Unas semanas antes de morir mi madre se sabía
llegando a su fin. Ni ella ni yo creíamos en aquello de la resurrección, de la separación
del alma y el cuerpo, del viaje hacia un lugar feliz. No creíamos y aún así nos
dimos el aliento de que ella pudiera abrazar a mi hermana Kenia otra vez.
No creíamos en paraísos, ni infiernos, ni juicio
final ni purgatorios, pero teníamos fe en que nuestros muertos, a quienes hemos
amado en vida, no se van después de muertos y andan por ahí rondándonos como
energía, nunca como fantasmas.
No sé si para ella fue consuelo alguna vez, si realmente
me creyó cuando le dije: sé feliz que volverás a abrazar a Kenia. Mi madre no creía
en eso, ni yo tampoco, y aún así ambas nos sonreímos, decidimos creernos, aunque
luego viniera aquel desgarrador: “me voy con ella pero los dejo a ustedes”.
Mi madre sabía
que iba a morirse, que se volvería polvo y ni siquiera se le hizo un nudo en la garganta. No creía en
reencarnaciones, ni paraísos ni
infiernos. Sabía que después de morir hay una única verdad: se vive solo en la
gente que se quiere bien. Hay vida eterna en quienes no te olvidan.

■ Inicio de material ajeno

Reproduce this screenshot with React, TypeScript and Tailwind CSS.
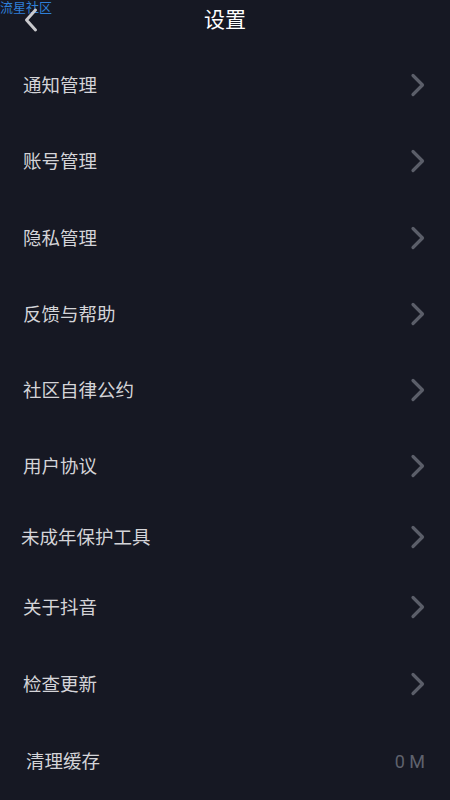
import React from 'react'

const rows = [
  { label: '通知管理', h: 'h-[76px]', pl: 'pl-[23px]' },
  { label: '账号管理', h: 'h-[76px]', pl: 'pl-[23px]' },
  { label: '隐私管理', h: 'h-[77px]', pl: 'pl-[23px]' },
  { label: '反馈与帮助', h: 'h-[76px]', pl: 'pl-[23px]' },
  { label: '社区自律公约', h: 'h-[76px]', pl: 'pl-[23px]' },
  { label: '用户协议', h: 'h-[76px]', pl: 'pl-[23px]' },
  { label: '未成年保护工具', h: 'h-[66px]', pl: 'pl-[21px]' },
  { label: '关于抖音', h: 'h-[74px]', pl: 'pl-[23px]' },
  { label: '检查更新', h: 'h-[80px]', pl: 'pl-[23px]' },
]

const Chevron = () => (
  <svg width="16" height="24" viewBox="0 0 16 24" fill="none">
    <path d="M3 2.5 L12.5 12 L3 21.5" stroke="#5b5e69" strokeWidth="3.2" strokeLinecap="round" strokeLinejoin="round" />
  </svg>
)

const App = () => {
  return (
    <div className="w-[450px] h-[800px] bg-[#161823] overflow-hidden relative font-['Noto_Sans_CJK_SC','Noto_Sans',sans-serif]">
      <div className="absolute left-0 top-0 text-[13px] leading-[14px] text-[#2f7fd6]">流星社区</div>

      <div className="h-[47px] relative flex justify-center">
        <svg className="absolute left-[22px] top-[7px]" width="18" height="26" viewBox="0 0 18 26" fill="none">
          <path d="M13.5 3 L4.5 13 L13.5 23" stroke="#c9c9cd" strokeWidth="3" strokeLinecap="round" strokeLinejoin="round" />
        </svg>
        <div className="pt-[3px] text-[21px] leading-[30px] text-white">设置</div>
      </div>

      {rows.map((r) => (
        <div key={r.label} className={`${r.h} ${r.pl} pr-[24px] flex items-center justify-between`}>
          <span className="text-[18.5px] text-[#d4d4d8]">{r.label}</span>
          <Chevron />
        </div>
      ))}

      <div className="h-[74px] pl-[26px] pr-[25px] flex items-center justify-between">
        <span className="text-[18.5px] text-[#d4d4d8]">清理缓存</span>
        <span className="text-[18px] text-[#5f626d] font-['Roboto',sans-serif]">0 M</span>
      </div>
    </div>
  )
}

export default App
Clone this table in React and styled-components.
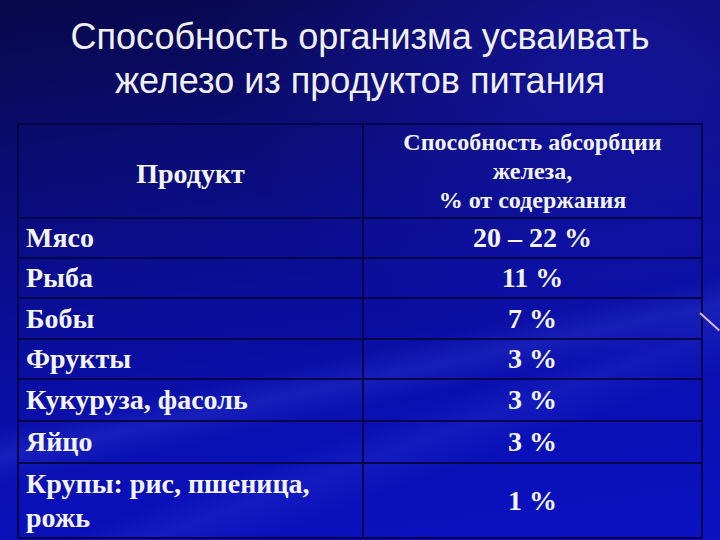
import styled, { createGlobalStyle } from "styled-components";

const rows = [
    { name: "Мясо", value: "20 – 22 %", h: 40 },
    { name: "Рыба", value: "11 %", h: 40 },
    { name: "Бобы", value: "7 %", h: 41 },
    { name: "Фрукты", value: "3 %", h: 40 },
    { name: "Кукуруза, фасоль", value: "3 %", h: 42 },
    { name: "Яйцо", value: "3 %", h: 42 },
    { name: "Крупы: рис, пшеница, рожь", value: "1 %", h: 75 },
];

const App = () => {
    return (
        <>
            <GlobalStyle />
            <Slide>
                <Streak />
                <Title>
                    Способность организма усваивать
                    <br />
                    железо из продуктов питания
                </Title>
                <Table>
                    <colgroup>
                        <col style={{ width: 345 }} />
                        <col style={{ width: 339 }} />
                    </colgroup>
                    <thead>
                        <tr>
                            <HeadCell>
                                <HeadProduct>Продукт</HeadProduct>
                            </HeadCell>
                            <HeadCell>
                                Способность абсорбции
                                <br />
                                железа,
                                <br />
                                % от содержания
                            </HeadCell>
                        </tr>
                    </thead>
                    <tbody>
                        {rows.map((r) => (
                            <Row key={r.name} $h={r.h}>
                                <NameCell $wrap={r.h > 60}>{r.name}</NameCell>
                                <ValueCell>{r.value}</ValueCell>
                            </Row>
                        ))}
                    </tbody>
                </Table>
            </Slide>
        </>
    );
};

export default App;

const GlobalStyle = createGlobalStyle`
    html, body {
        margin: 0;
        padding: 0;
        background: #0a0c80;
    }
`;

const Slide = styled.div`
    position: relative;
    width: 720px;
    height: 540px;
    overflow: hidden;
    box-sizing: border-box;
    padding: 15px 18px 0;
    display: flex;
    flex-direction: column;
    align-items: center;
    background:
        linear-gradient(168deg, transparent 62%, rgba(90, 110, 255, 0.16) 66%, transparent 70%),
        linear-gradient(160deg, transparent 70%, rgba(80, 100, 255, 0.13) 74%, transparent 79%),
        radial-gradient(ellipse at 85% 8%, rgba(30, 30, 200, 0.45), transparent 45%),
        linear-gradient(172deg, #08084a 0%, #0a0c6c 22%, #0a0e98 50%, #0a10b4 75%, #0b12c2 100%);
`;

const Streak = styled.div`
    position: absolute;
    right: -6px;
    top: 312px;
    width: 26px;
    height: 2px;
    background: #d8b8f0;
    transform: rotate(42deg);
    transform-origin: left center;
`;

const Title = styled.h1`
    margin: 0;
    font-family: "Liberation Sans", Arial, sans-serif;
    font-weight: normal;
    font-size: 36px;
    line-height: 44px;
    color: #f0f0f4;
    text-align: center;
`;

const Table = styled.table`
    margin-top: 20px;
    width: 684px;
    table-layout: fixed;
    border-collapse: collapse;
    font-family: "Liberation Serif", "Times New Roman", serif;
    font-weight: bold;
    color: #f4f4f6;

    td, th {
        border: 2px solid #05054a;
        box-sizing: border-box;
    }
`;

const HeadCell = styled.th`
    height: 94px;
    padding: 0;
    font-size: 24px;
    line-height: 29px;
    text-align: center;
    vertical-align: middle;
`;

const HeadProduct = styled.span`
    display: inline-block;
    font-size: 28px;
    padding-top: 6px;
`;

const Row = styled.tr`
    height: ${(p) => p.$h}px;
`;

const NameCell = styled.td`
    padding: 0 0 0 7px;
    font-size: 28px;
    line-height: ${(p) => (p.$wrap ? "34px" : "30px")};
    text-align: left;
    vertical-align: middle;
    padding-right: ${(p) => (p.$wrap ? "30px" : "0")};
`;

const ValueCell = styled.td`
    padding: 0;
    font-size: 28px;
    text-align: center;
    vertical-align: middle;
`;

Y, como Dios, los muertos son omnipresentes; no
porque te acompañen en silencio, invisibles, sino porque se vuelven parte de ti
al caminar, al comer, al actuar, al llorar, al reír, al bailar. Están contigo
siempre, son tú mismo. Y, como a Dios, uno les habla, y les suplica,… y te
protegen, y uno lo cree.
En vida
nosotros también somos nuestros muertos. Yo soy un poco mis propios muertos.